■ **Information provided**:
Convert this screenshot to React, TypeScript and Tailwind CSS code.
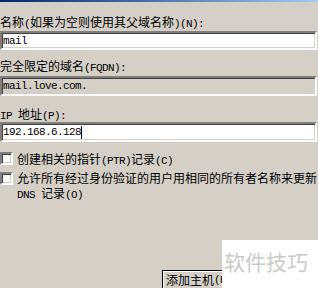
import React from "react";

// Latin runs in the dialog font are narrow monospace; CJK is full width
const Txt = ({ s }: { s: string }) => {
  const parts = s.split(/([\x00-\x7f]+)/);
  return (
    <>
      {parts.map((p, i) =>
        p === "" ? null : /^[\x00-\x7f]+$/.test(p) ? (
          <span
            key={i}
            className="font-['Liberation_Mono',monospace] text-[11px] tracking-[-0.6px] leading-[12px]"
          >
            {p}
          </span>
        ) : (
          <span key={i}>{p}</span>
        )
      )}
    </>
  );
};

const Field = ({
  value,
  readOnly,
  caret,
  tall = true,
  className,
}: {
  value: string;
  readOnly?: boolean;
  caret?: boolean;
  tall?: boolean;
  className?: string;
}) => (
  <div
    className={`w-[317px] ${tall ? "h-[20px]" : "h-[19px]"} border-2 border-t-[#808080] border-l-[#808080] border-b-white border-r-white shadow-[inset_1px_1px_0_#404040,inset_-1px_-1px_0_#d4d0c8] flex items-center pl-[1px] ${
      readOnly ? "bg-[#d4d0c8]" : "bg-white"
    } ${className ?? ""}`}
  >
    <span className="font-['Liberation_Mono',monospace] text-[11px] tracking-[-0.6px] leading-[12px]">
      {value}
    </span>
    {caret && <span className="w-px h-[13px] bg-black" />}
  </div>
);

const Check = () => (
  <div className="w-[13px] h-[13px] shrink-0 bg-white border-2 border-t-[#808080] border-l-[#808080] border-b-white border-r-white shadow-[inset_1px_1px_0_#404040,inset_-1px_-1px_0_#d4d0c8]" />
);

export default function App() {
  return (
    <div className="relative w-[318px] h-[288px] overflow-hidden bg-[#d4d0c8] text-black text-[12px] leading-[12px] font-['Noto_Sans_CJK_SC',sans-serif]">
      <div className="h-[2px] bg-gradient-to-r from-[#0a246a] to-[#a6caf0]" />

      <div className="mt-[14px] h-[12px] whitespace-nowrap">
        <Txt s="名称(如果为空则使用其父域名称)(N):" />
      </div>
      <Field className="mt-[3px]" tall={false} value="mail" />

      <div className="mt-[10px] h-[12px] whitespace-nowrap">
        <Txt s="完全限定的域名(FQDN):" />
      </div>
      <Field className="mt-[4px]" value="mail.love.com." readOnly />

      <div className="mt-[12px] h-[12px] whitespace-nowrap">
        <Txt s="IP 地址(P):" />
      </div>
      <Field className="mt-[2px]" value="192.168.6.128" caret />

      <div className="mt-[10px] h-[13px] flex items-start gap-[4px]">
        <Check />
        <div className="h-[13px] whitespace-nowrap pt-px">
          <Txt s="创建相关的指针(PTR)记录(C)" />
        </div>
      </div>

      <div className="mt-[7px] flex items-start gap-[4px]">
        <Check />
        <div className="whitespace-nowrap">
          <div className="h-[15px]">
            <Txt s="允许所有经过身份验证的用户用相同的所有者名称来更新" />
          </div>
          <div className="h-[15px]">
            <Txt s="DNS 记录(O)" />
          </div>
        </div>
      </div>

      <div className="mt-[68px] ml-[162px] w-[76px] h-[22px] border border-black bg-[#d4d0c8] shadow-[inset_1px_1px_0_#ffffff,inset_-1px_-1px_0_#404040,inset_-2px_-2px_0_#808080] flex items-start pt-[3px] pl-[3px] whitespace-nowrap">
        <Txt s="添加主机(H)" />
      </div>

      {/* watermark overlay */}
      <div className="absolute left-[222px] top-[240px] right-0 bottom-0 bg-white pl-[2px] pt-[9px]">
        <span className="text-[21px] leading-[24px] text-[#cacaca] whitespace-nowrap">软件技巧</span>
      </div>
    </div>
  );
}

■ **Requirement**:
Repeat only the lines from the beginning of the material through the line containing "import React from", both ends kept, leaving pictures out.

■ **Answer for this exercise**:
Convert this screenshot to React, TypeScript and Tailwind CSS code.
import React from "react";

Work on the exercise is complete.